Law, who was sentenced to death in relation to the duel, flew from London to the Continent, where he came to show interest in the banking system in Italy and the Netherlands. Soon he worked out and sent his financial proposal, which argues that money is not regarded as possessing intrinsic value, and that in case of lack in money the government can vitalize the economy by printing paper money, to several governments. The proposal was accepted by France - the Law System. It came to end with the Mississippi bubble and Law fled to Venice.
Murphy argues that because of his financial innovation on money and the capital market he might as well be called the father of corporate finance.
  During his stay at Venice, Law collected a lot of arts. Murphy describes Law as having keen appreciation, with interesting episodes.

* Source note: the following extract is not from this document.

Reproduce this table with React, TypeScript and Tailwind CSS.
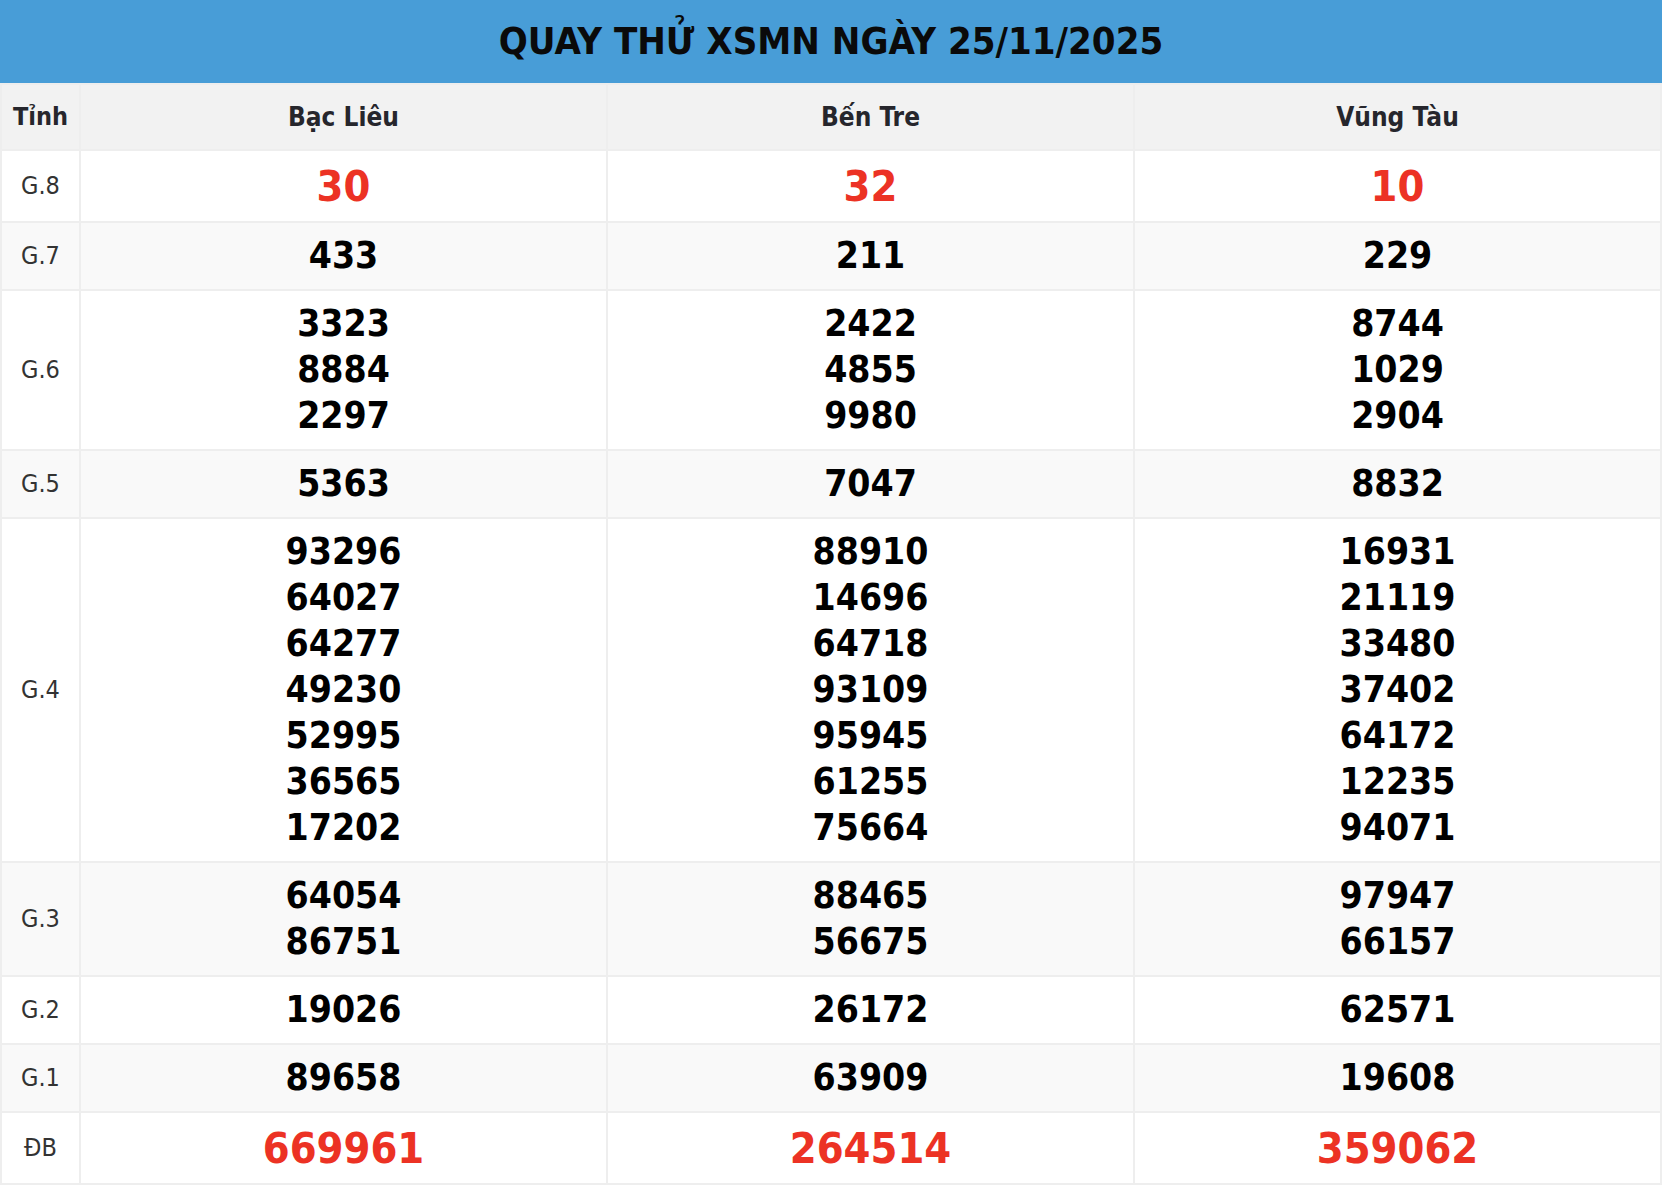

In Chapter 15 Ezra Pound, who was a Fascist and anti-Semite who would have almost been executed by the US, is taken up. He came to have interest in money influenced by Silvio Gesell. Concerning banking, however, he came to criticize harsher and harsher as time went by. Pound insisted that interest should be kept zero, and the state should accomplish full employment by printing money.

***

The book collects papers which show a wide variety of views on “Money and Markets”. The reader, among others, sees several new attractive theories which he or she might know them further form the references.